Aim — Exactly the lines from the line with "Recreate this image as a component" to the line with "import React from 'react';" should be extracted, both included, with no other lines.
>> Begin
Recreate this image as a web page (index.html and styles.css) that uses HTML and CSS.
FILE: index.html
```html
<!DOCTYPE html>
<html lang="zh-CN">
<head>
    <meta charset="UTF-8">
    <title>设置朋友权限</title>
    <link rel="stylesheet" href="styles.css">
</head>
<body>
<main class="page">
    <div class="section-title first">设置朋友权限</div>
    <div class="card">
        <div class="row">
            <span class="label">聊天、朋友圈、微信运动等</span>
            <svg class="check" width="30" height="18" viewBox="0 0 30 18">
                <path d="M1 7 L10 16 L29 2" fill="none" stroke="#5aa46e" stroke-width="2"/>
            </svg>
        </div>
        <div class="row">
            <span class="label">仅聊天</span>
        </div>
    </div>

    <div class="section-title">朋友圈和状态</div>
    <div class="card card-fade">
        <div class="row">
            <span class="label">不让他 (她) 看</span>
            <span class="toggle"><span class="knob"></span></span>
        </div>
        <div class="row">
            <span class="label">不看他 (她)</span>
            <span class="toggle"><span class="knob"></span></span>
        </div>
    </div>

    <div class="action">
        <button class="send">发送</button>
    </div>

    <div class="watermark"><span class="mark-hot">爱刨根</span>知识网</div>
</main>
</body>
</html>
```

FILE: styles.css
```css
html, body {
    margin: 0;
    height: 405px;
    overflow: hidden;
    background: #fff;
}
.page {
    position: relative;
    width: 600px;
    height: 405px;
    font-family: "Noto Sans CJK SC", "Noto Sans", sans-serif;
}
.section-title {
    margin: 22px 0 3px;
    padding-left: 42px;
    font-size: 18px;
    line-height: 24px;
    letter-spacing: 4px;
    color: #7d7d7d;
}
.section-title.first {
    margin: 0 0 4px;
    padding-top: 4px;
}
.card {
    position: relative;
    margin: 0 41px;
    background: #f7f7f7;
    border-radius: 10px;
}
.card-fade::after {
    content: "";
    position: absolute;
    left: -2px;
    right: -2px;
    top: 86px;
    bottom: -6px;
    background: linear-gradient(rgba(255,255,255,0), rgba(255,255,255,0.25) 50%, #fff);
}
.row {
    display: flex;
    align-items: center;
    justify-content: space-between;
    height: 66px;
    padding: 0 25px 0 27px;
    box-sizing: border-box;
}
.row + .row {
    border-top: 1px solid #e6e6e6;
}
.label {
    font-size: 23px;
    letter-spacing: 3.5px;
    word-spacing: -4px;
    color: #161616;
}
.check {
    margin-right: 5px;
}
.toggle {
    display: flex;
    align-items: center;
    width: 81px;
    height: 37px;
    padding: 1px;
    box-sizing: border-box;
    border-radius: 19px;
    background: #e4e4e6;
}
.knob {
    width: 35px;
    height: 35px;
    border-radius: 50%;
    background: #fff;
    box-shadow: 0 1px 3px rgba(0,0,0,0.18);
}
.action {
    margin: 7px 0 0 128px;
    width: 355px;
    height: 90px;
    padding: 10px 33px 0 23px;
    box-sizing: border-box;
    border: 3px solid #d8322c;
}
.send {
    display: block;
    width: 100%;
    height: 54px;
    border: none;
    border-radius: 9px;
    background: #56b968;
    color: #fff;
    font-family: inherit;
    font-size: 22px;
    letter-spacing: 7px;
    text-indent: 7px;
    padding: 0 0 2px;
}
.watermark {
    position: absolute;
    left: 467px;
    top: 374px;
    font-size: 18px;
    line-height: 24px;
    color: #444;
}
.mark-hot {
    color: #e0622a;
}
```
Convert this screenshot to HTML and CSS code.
>> End
>> Begin
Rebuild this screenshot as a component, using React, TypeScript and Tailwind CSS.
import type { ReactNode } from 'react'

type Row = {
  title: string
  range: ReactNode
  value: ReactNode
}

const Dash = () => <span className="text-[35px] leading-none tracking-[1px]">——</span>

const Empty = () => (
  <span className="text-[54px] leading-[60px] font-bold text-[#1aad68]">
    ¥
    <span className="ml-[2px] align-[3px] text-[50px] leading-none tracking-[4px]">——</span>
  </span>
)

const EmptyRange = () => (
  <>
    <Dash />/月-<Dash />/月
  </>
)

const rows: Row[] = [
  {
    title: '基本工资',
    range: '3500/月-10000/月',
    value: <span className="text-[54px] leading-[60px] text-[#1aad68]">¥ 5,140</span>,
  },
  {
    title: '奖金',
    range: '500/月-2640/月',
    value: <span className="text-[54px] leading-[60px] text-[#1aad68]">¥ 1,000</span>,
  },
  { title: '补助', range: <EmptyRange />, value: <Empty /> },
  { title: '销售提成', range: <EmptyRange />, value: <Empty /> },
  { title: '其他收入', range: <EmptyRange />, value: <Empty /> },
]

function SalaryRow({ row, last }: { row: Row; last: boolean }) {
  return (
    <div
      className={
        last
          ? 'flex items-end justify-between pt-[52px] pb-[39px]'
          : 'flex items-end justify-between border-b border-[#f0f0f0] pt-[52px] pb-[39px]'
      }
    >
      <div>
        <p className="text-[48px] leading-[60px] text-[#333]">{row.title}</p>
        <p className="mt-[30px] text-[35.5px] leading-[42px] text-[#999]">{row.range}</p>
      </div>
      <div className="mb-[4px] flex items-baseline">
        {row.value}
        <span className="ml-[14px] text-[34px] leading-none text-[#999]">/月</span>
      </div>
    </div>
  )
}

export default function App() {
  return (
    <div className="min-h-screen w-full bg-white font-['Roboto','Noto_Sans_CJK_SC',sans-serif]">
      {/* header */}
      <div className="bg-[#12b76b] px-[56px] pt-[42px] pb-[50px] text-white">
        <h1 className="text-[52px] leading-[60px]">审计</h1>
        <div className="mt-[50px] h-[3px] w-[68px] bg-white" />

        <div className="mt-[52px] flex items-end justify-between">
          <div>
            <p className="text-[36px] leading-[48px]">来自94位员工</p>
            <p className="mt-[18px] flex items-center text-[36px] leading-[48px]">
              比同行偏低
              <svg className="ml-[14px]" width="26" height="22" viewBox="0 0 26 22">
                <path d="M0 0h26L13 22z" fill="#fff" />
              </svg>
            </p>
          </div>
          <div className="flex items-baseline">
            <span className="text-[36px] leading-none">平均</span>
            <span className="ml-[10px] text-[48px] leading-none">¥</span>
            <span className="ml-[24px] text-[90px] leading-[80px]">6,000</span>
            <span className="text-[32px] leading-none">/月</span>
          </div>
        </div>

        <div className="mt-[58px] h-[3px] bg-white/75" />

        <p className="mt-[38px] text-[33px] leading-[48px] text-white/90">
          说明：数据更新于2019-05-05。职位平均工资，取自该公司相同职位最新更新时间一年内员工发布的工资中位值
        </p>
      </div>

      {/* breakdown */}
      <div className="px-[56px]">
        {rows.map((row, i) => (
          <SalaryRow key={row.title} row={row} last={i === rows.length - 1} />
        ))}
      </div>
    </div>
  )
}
>> End
>> Begin
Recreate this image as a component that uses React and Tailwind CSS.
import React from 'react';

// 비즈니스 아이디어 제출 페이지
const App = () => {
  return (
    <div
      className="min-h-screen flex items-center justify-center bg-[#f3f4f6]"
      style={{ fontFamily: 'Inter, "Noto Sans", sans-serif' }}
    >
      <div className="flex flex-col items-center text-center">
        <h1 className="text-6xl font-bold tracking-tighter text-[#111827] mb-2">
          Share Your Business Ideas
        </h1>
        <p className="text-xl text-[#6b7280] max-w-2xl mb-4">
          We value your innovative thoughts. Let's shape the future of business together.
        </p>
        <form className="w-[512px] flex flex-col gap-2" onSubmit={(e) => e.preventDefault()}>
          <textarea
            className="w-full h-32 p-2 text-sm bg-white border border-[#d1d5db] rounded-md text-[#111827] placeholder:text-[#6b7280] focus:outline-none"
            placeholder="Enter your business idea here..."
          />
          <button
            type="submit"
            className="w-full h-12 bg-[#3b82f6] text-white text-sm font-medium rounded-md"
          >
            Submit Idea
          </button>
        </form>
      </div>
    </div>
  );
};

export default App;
>> End
Written solution —
Recreate this image as a component that uses React and Tailwind CSS.
import React from 'react';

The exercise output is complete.